The word Soffritto literally means "sub-fried" or "under-fried" because the lower heat used to "fry" your diced aromatic vegetables (usually onions, carrots, and celery) and the quantity of olive oil is very little (2-3 tablespoons). Instead of olive oil butter can be used, or the two in combination. Soffritto is usually the first step to prepare a recipe (risotto, marinara sauce and other ragú (Bolognese) sauces, soup, and more), and the base of many common Italian dishes. The basic Southern Italian soffritto is prepared with olive oil, chopped onions (or scallions) and sometimes chopped garlic. In Northern Italy the most common soffritto is made with minced garlic, celery, carrot and onion. Nonna Iole's recipe includes Italian parsley and basil which add aromatic flavors to the mix.

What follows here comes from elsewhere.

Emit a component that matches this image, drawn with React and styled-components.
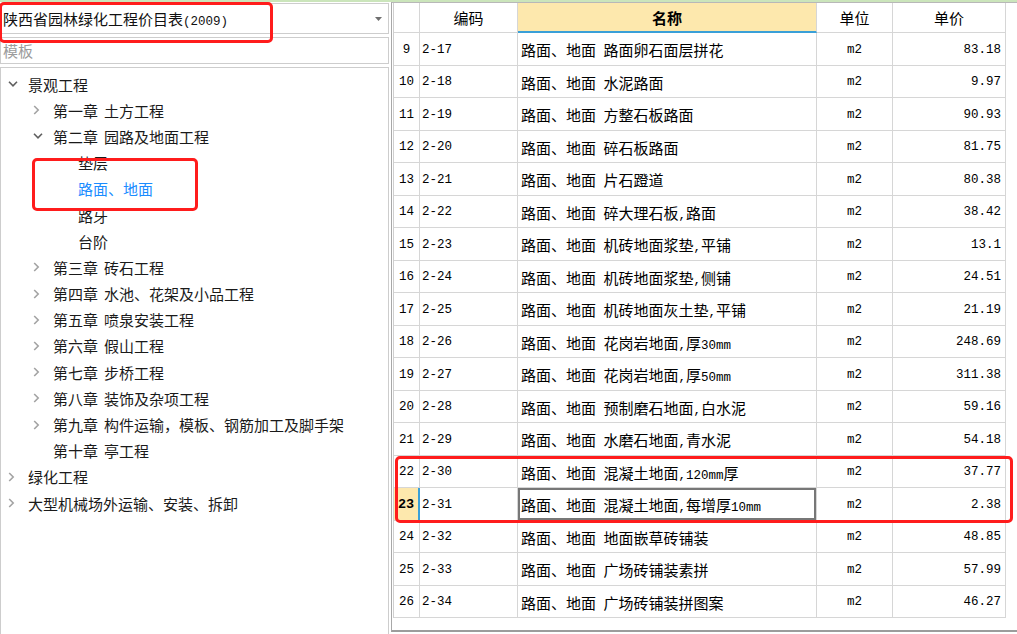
import React from "react";
import styled, { createGlobalStyle, css } from "styled-components";

const GlobalStyle = createGlobalStyle`
  html, body {
    margin: 0;
    padding: 0;
    background: #fff;
  }
  body {
    font-family: "Noto Sans CJK SC", "Liberation Sans", sans-serif;
    color: #111;
  }
`;

const tree = [
  { label: "景观工程", level: 0, toggle: "open" },
  { label: "第一章 土方工程", level: 1, toggle: "closed" },
  { label: "第二章 园路及地面工程", level: 1, toggle: "open" },
  { label: "垫层", level: 2 },
  { label: "路面、地面", level: 2, active: true },
  { label: "路牙", level: 2 },
  { label: "台阶", level: 2 },
  { label: "第三章 砖石工程", level: 1, toggle: "closed" },
  { label: "第四章 水池、花架及小品工程", level: 1, toggle: "closed" },
  { label: "第五章 喷泉安装工程", level: 1, toggle: "closed" },
  { label: "第六章 假山工程", level: 1, toggle: "closed" },
  { label: "第七章 步桥工程", level: 1, toggle: "closed" },
  { label: "第八章 装饰及杂项工程", level: 1, toggle: "closed" },
  { label: "第九章 构件运输，模板、钢筋加工及脚手架", level: 1, toggle: "closed" },
  { label: "第十章 亭工程", level: 1 },
  { label: "绿化工程", level: 0, toggle: "closed" },
  { label: "大型机械场外运输、安装、拆卸", level: 0, toggle: "closed" },
];

const rows = [
  [9, "2-17", "路面卵石面层拼花", "83.18"],
  [10, "2-18", "水泥路面", "9.97"],
  [11, "2-19", "方整石板路面", "90.93"],
  [12, "2-20", "碎石板路面", "81.75"],
  [13, "2-21", "片石蹬道", "80.38"],
  [14, "2-22", "碎大理石板,路面", "38.42"],
  [15, "2-23", "机砖地面浆垫,平铺", "13.1"],
  [16, "2-24", "机砖地面浆垫,侧铺", "24.51"],
  [17, "2-25", "机砖地面灰土垫,平铺", "21.19"],
  [18, "2-26", "花岗岩地面,厚30mm", "248.69"],
  [19, "2-27", "花岗岩地面,厚50mm", "311.38"],
  [20, "2-28", "预制磨石地面,白水泥", "59.16"],
  [21, "2-29", "水磨石地面,青水泥", "54.18"],
  [22, "2-30", "混凝土地面,120mm厚", "37.77"],
  [23, "2-31", "混凝土地面,每增厚10mm", "2.38"],
  [24, "2-32", "地面嵌草砖铺装", "48.85"],
  [25, "2-33", "广场砖铺装素拼", "57.99"],
  [26, "2-34", "广场砖铺装拼图案", "46.27"],
];

const CURRENT = 23;

const Screen = styled.div`
  position: relative;
  width: 1017px;
  height: 634px;
  overflow: hidden;
  display: flex;
  flex-direction: column;
  background: #fff;
`;

const TopStrip = styled.div`
  height: 2px;
  flex-shrink: 0;
  background: #cbe5bb;
`;

const Body = styled.div`
  flex: 1;
  display: flex;
  min-height: 0;
`;

const LeftPanel = styled.div`
  width: 389px;
  flex-shrink: 0;
  display: flex;
  flex-direction: column;
  gap: 3px;
  padding-top: 1px;
  box-sizing: border-box;
`;

const Field = styled.div`
  box-sizing: border-box;
  height: ${(p) => p.$height}px;
  flex-shrink: 0;
  border: 1px solid #cdcdcd;
  display: flex;
  align-items: center;
  justify-content: space-between;
  padding: 0 6px 0 2px;
  font-size: 15px;
  color: ${(p) => (p.$placeholder ? "#9b9b9b" : "#111")};
`;

const Latin = styled.span`
  font-family: "Liberation Mono", monospace;
  font-size: 12.5px;
  white-space: pre;
`;

const Tree = styled.div`
  flex: 1;
  border: 1px solid #cdcdcd;
  border-bottom: none;
  padding-top: 3px;
`;

const TreeRow = styled.div`
  height: 26.2px;
  display: flex;
  align-items: center;
  padding-left: ${(p) => p.$level * 25 + 5}px;
  font-size: 15px;
  color: ${(p) => (p.$active ? "#1a8cff" : "#1a1a1a")};
  white-space: nowrap;
`;

const Toggle = styled.span`
  width: 22px;
  flex-shrink: 0;
  display: flex;
  align-items: center;
  padding-left: 2px;
  box-sizing: border-box;
`;

const Chapter = styled.span`
  margin-right: 6px;
`;

const RightPanel = styled.div`
  flex: 1;
  margin-left: 2px;
  height: 630px;
  border-left: 1px solid #a8a8a8;
  border-top: 1px solid #b8b8b8;
  border-bottom: 2px solid #9c9c9c;
  padding-left: 1px;
  box-sizing: border-box;
`;

const Grid = styled.div`
  display: grid;
  grid-template-columns: 26px 98px 299px 76px 113px;
  grid-auto-rows: 32.5px;
  grid-template-rows: 30px;
  width: max-content;
  border-left: 1px solid #cfcfcf;
`;

const Cell = styled.div`
  box-sizing: border-box;
  display: flex;
  align-items: center;
  border-right: 1px solid #d6d6d6;
  border-bottom: 1px solid #d6d6d6;
  padding-top: 2px;
  font-size: 15px;
  color: #000;
  white-space: nowrap;
  overflow: hidden;
  justify-content: ${(p) =>
    p.$align === "right" ? "flex-end" : p.$align === "center" ? "center" : "flex-start"};
  padding-left: ${(p) => (p.$align ? 0 : 2)}px;
  padding-right: ${(p) => (p.$align === "right" ? 4 : 0)}px;
  ${(p) =>
    p.$mono &&
    css`
      font-family: "Liberation Mono", monospace;
      font-size: 12.5px;
    `}
`;

const HeadCell = styled(Cell)`
  padding-top: 0;
  ${(p) =>
    p.$active &&
    css`
      background: #fde8ad;
      font-weight: bold;
      border-bottom: 2px solid #3aa0d8;
    `}
`;

const NumCell = styled(Cell)`
  ${(p) =>
    p.$current &&
    css`
      background: #fde8ad;
      font-weight: bold;
      font-size: 13.5px;
      border-right: 2px solid #3aa0d8;
    `}
`;

const NameCell = styled(Cell)`
  padding-left: 3px;
  ${(p) =>
    p.$selected &&
    css`
      box-shadow: inset 0 0 0 2px #777;
    `}
`;

const Mark = styled.div`
  position: absolute;
  box-sizing: border-box;
  border: 3px solid #ff1c1c;
  border-radius: 5px;
  pointer-events: none;
`;

const MarkCombo = styled(Mark)`
  left: -1px;
  top: 2px;
  width: 274px;
  height: 41px;
`;

const MarkTree = styled(Mark)`
  left: 32px;
  top: 158px;
  width: 166px;
  height: 53px;
`;

const MarkRows = styled(Mark)`
  left: 395px;
  top: 456px;
  width: 618px;
  height: 67px;
`;

const Mixed = ({ text }) => (
  <span>
    {text
      .split(/([\x20-\x7e]+)/)
      .filter(Boolean)
      .map((part, i) =>
        /^[\x20-\x7e]+$/.test(part) ? <Latin key={i}>{part}</Latin> : <React.Fragment key={i}>{part}</React.Fragment>
      )}
  </span>
);

const ChevronDown = () => (
  <svg width="10" height="6" viewBox="0 0 10 6">
    <path d="M1 0.8 L5 4.8 L9 0.8" fill="none" stroke="#5f5f5f" strokeWidth="1.6" />
  </svg>
);

const ChevronRight = () => (
  <svg width="7" height="10" viewBox="0 0 7 10">
    <path d="M1.2 1 L5.2 5 L1.2 9" fill="none" stroke="#a3a3a3" strokeWidth="1.6" />
  </svg>
);

const DropArrow = () => (
  <svg width="7" height="4" viewBox="0 0 7 4">
    <path d="M0 0 H7 L3.5 4 Z" fill="#6f6f6f" />
  </svg>
);

const TreeItem = ({ item }) => {
  const space = item.label.indexOf(" ");
  return (
    <TreeRow $level={item.level} $active={item.active}>
      <Toggle>
        {item.toggle === "open" && <ChevronDown />}
        {item.toggle === "closed" && <ChevronRight />}
      </Toggle>
      {space > 0 ? (
        <>
          <Chapter>{item.label.slice(0, space)}</Chapter>
          <span>{item.label.slice(space + 1)}</span>
        </>
      ) : (
        <span>{item.label}</span>
      )}
    </TreeRow>
  );
};

export default function App() {
  return (
    <>
      <GlobalStyle />
      <Screen>
        <TopStrip />
        <Body>
          <LeftPanel>
            <Field $height={31}>
              <Mixed text="陕西省园林绿化工程价目表(2009)" />
              <DropArrow />
            </Field>
            <Field $height={27} $placeholder>
              模板
            </Field>
            <Tree>
              {tree.map((item) => (
                <TreeItem key={item.label} item={item} />
              ))}
            </Tree>
          </LeftPanel>
          <RightPanel>
            <Grid>
              <HeadCell />
              <HeadCell $align="center">编码</HeadCell>
              <HeadCell $align="center" $active>
                名称
              </HeadCell>
              <HeadCell $align="center">单位</HeadCell>
              <HeadCell $align="center">单价</HeadCell>
              {rows.map(([no, code, name, price]) => (
                <React.Fragment key={no}>
                  <NumCell $align="center" $mono $current={no === CURRENT}>
                    {no}
                  </NumCell>
                  <Cell $mono>{code}</Cell>
                  <NameCell $selected={no === CURRENT}>
                    <Mixed text={`路面、地面 ${name}`} />
                  </NameCell>
                  <Cell $align="center" $mono>
                    m2
                  </Cell>
                  <Cell $align="right" $mono>
                    {price}
                  </Cell>
                </React.Fragment>
              ))}
            </Grid>
          </RightPanel>
        </Body>
        <MarkCombo />
        <MarkTree />
        <MarkRows />
      </Screen>
    </>
  );
}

While olive oil is typical of traditional Italian cuisine, some regional recipes may call for butter as the main cooking fat of a soffritto (especially in Lombardy and Piedmont, but also in other parts of Northern Italy like Veneto). Traditionally, for climatic reasons, these regions had smaller olives available. In Northern Italy the cooking fat may also include corn or seed oil.
When your soffritto softens, generally after two minutes (they say that the onion becomes "translucent"), you will add the other ingredients necessary for your recipe (rice, meat, vegetables, broth, or tomato sauce, etc.).